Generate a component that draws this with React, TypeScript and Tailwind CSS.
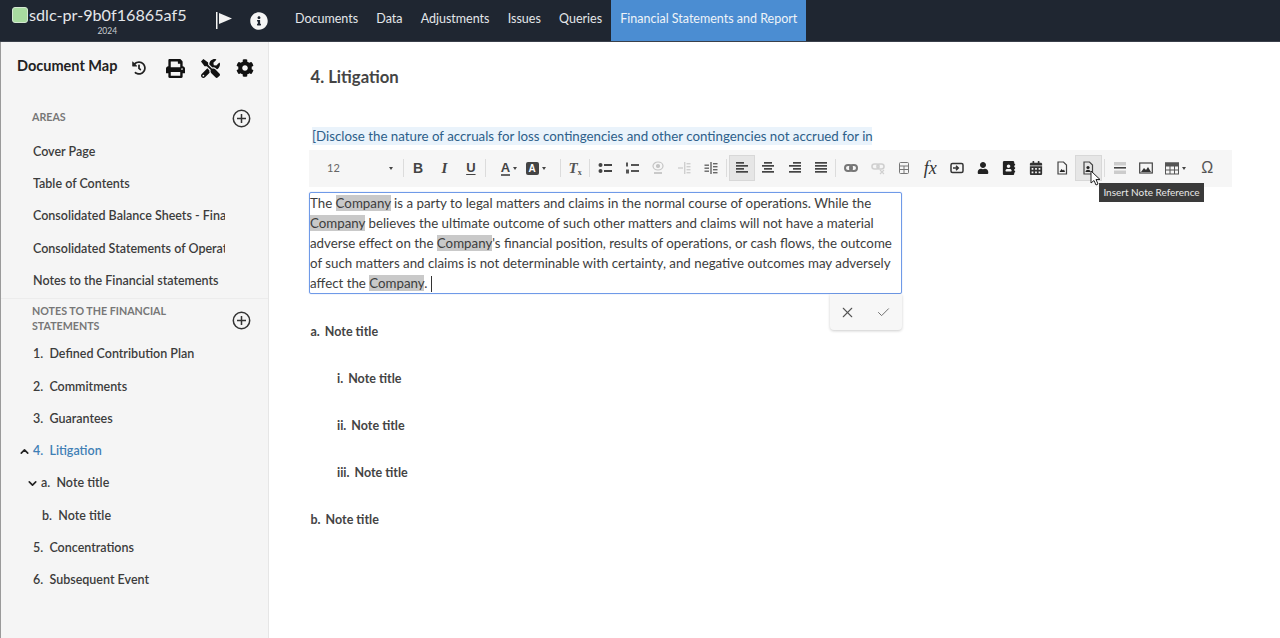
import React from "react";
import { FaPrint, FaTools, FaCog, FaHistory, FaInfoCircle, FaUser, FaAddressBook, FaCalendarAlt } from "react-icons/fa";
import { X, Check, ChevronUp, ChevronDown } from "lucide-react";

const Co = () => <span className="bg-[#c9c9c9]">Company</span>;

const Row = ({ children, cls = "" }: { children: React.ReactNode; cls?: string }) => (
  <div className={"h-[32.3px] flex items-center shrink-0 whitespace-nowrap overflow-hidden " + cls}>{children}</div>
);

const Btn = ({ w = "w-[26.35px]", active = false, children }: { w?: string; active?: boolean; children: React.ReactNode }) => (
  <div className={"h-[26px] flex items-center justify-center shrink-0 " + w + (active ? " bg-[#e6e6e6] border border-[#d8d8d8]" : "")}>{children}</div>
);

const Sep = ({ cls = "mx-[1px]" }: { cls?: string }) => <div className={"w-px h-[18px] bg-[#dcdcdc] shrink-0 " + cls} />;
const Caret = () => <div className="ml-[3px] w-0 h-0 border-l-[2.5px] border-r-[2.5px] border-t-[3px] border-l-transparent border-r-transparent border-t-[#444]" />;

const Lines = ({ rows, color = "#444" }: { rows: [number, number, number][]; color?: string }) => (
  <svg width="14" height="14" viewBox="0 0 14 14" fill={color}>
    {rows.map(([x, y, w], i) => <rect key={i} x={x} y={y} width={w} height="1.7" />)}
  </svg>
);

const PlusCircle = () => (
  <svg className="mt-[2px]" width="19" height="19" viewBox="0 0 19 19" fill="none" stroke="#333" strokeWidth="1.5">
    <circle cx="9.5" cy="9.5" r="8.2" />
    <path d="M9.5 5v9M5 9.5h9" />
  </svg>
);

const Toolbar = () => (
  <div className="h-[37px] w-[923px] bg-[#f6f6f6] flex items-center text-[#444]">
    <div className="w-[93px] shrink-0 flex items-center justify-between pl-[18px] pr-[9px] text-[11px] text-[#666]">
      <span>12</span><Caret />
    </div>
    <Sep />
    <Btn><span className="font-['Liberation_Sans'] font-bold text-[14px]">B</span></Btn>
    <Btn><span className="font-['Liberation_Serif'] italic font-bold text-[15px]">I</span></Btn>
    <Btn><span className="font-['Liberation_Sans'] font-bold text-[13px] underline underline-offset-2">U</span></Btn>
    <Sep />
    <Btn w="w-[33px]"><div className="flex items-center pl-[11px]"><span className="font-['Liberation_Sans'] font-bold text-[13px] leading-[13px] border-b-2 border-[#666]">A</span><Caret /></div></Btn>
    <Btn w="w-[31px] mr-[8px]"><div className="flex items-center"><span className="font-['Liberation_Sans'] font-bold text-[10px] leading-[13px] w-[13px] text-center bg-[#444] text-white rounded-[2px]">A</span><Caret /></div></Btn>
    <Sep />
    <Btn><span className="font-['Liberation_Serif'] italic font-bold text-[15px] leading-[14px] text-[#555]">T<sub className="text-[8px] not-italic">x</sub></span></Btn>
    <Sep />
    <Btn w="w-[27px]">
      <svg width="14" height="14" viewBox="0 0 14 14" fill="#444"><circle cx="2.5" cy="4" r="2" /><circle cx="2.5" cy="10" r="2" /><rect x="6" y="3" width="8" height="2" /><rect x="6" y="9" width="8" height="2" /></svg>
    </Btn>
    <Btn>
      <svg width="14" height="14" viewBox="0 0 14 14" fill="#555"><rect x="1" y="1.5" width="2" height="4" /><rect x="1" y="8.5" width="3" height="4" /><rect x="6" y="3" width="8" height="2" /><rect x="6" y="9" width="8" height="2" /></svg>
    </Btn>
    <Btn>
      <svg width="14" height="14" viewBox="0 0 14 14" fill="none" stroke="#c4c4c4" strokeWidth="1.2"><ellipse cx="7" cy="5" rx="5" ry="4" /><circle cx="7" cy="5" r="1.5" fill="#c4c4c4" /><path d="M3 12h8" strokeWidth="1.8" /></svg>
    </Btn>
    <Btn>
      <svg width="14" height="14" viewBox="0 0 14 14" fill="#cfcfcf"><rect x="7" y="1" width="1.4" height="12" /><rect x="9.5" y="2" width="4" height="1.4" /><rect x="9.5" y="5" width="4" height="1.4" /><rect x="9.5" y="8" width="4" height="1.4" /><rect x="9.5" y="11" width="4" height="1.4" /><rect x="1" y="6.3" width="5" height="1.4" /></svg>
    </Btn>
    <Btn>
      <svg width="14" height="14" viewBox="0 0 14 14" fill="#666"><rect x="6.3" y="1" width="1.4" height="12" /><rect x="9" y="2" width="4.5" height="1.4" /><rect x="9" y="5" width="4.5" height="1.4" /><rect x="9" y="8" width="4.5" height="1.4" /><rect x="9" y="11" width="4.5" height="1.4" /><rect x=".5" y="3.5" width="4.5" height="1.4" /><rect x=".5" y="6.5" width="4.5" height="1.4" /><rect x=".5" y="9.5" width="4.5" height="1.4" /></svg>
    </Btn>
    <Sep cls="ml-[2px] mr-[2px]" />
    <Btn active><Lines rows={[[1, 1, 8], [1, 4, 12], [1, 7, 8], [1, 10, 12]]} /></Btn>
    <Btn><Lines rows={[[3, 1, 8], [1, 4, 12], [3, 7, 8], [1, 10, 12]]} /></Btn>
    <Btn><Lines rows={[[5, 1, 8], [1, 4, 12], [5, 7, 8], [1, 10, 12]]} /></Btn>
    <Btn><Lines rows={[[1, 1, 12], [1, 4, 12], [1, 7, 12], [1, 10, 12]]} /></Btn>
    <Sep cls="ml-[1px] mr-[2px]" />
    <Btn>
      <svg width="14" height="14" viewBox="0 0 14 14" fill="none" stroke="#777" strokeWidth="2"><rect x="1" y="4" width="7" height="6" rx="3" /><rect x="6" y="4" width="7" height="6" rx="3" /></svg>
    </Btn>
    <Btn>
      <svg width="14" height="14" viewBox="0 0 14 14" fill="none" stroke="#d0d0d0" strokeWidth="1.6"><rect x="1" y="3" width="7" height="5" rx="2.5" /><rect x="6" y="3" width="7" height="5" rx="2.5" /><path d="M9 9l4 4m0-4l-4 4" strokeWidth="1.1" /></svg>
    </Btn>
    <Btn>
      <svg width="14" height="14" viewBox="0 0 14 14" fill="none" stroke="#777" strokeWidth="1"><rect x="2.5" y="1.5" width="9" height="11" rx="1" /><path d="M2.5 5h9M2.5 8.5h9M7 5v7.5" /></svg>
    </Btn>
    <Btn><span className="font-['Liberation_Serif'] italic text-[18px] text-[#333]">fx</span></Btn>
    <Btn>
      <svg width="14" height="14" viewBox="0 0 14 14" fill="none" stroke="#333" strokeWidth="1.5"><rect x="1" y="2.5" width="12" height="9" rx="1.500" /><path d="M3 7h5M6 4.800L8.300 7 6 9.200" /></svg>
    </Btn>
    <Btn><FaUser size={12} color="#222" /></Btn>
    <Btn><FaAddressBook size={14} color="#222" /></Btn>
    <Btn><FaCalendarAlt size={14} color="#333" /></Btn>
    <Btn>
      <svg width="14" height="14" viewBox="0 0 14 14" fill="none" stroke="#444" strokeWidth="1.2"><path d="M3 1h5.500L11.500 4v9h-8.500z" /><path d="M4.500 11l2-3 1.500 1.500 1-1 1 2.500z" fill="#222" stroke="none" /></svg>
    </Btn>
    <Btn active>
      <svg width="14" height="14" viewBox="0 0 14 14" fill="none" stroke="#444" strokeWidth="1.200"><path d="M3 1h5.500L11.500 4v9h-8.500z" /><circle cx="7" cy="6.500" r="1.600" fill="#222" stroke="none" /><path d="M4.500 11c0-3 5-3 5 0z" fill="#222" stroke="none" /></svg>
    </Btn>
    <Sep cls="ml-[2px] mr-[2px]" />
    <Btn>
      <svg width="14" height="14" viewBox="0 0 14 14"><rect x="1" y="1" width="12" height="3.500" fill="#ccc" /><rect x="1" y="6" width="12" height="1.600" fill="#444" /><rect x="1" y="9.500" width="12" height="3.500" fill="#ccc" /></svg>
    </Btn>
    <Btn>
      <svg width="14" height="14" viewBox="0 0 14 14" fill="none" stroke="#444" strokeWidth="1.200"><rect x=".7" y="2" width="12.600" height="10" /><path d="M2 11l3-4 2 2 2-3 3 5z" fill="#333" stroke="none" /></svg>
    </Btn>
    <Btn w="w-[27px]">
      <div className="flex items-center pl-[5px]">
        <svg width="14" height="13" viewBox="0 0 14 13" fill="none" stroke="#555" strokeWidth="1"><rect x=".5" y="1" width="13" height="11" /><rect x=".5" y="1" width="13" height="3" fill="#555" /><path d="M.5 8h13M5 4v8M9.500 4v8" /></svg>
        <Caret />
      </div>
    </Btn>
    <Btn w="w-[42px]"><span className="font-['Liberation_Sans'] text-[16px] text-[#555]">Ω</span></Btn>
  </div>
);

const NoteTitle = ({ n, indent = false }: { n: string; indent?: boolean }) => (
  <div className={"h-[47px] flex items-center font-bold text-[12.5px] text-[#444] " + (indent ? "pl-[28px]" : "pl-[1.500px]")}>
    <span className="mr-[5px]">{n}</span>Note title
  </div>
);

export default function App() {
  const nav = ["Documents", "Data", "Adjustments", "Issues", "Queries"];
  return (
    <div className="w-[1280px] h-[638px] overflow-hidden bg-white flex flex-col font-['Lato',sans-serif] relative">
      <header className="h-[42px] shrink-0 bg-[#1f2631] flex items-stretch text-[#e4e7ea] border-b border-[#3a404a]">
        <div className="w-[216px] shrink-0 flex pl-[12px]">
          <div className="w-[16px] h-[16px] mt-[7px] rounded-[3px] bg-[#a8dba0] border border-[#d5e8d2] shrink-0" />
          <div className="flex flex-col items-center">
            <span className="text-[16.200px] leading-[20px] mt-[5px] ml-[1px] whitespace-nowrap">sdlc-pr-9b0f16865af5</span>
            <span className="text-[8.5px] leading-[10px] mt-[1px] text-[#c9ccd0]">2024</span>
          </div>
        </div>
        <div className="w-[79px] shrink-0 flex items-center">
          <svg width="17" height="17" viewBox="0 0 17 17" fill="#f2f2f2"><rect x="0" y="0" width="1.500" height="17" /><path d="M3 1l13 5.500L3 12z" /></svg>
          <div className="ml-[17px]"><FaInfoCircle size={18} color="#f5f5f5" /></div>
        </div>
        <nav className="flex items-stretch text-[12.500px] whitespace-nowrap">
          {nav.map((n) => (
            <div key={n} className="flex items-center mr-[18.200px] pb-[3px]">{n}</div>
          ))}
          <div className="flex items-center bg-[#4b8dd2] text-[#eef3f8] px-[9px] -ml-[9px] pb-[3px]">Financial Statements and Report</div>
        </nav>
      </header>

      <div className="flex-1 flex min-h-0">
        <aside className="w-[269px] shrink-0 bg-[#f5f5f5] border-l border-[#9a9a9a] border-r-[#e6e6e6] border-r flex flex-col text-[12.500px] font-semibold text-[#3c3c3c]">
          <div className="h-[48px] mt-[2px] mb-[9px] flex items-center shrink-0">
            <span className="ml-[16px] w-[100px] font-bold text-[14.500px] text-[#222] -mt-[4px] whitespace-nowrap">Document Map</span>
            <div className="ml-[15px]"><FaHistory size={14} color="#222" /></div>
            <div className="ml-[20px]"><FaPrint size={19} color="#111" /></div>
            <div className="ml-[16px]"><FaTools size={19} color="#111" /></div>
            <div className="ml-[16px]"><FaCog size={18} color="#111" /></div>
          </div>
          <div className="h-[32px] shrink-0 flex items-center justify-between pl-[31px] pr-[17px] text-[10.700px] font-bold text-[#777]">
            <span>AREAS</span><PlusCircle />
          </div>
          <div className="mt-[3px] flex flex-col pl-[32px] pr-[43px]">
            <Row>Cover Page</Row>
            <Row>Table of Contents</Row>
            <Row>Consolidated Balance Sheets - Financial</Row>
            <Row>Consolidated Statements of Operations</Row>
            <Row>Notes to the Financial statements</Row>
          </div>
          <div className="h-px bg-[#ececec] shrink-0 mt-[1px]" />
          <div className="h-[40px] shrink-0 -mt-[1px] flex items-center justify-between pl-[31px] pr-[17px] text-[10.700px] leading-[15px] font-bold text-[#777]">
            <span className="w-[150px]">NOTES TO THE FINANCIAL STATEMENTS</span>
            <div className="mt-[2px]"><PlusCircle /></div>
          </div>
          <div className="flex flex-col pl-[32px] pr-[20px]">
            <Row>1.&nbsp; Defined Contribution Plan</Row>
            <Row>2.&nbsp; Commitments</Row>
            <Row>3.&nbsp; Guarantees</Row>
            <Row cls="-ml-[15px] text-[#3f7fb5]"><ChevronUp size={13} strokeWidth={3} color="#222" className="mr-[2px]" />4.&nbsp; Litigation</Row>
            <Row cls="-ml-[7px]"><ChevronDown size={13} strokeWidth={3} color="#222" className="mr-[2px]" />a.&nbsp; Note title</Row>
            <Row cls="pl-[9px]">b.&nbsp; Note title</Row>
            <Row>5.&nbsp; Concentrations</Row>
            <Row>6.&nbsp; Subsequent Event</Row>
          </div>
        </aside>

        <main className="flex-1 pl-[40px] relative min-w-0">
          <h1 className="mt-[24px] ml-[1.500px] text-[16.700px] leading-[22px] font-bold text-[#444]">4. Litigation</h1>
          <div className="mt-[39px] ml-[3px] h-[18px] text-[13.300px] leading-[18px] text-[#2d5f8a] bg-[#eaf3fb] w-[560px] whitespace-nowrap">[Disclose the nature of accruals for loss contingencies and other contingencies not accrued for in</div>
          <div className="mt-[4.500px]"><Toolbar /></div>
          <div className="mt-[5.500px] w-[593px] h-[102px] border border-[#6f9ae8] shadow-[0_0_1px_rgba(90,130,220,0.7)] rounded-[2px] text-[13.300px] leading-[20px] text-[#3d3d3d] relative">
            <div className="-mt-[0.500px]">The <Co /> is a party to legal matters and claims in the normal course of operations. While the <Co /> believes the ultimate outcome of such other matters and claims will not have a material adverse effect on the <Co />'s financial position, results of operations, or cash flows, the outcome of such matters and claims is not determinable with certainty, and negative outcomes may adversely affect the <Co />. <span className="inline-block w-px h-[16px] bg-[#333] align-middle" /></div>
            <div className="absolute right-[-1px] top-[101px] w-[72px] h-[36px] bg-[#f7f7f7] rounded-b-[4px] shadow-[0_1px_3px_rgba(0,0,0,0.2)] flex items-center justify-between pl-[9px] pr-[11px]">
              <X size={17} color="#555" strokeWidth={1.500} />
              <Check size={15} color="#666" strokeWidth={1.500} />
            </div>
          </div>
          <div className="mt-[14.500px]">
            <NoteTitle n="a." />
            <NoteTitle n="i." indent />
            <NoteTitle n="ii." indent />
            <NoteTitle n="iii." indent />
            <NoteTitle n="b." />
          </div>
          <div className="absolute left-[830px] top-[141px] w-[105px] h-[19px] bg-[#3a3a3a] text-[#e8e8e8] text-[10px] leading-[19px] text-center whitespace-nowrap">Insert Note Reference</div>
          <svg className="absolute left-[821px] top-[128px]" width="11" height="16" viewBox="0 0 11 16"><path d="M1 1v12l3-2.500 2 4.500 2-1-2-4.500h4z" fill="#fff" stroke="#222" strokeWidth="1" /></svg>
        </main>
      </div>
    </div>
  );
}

· · ·

### [What to do]
Return only the lines running from the top of the data to the line that holds "Check, ChevronUp, ChevronDown". Include both of those lines, but skip the pictures.

### [Output]
Generate a component that draws this with React, TypeScript and Tailwind CSS.
import React from "react";
import { FaPrint, FaTools, FaCog, FaHistory, FaInfoCircle, FaUser, FaAddressBook, FaCalendarAlt } from "react-icons/fa";
import { X, Check, ChevronUp, ChevronDown } from "lucide-react";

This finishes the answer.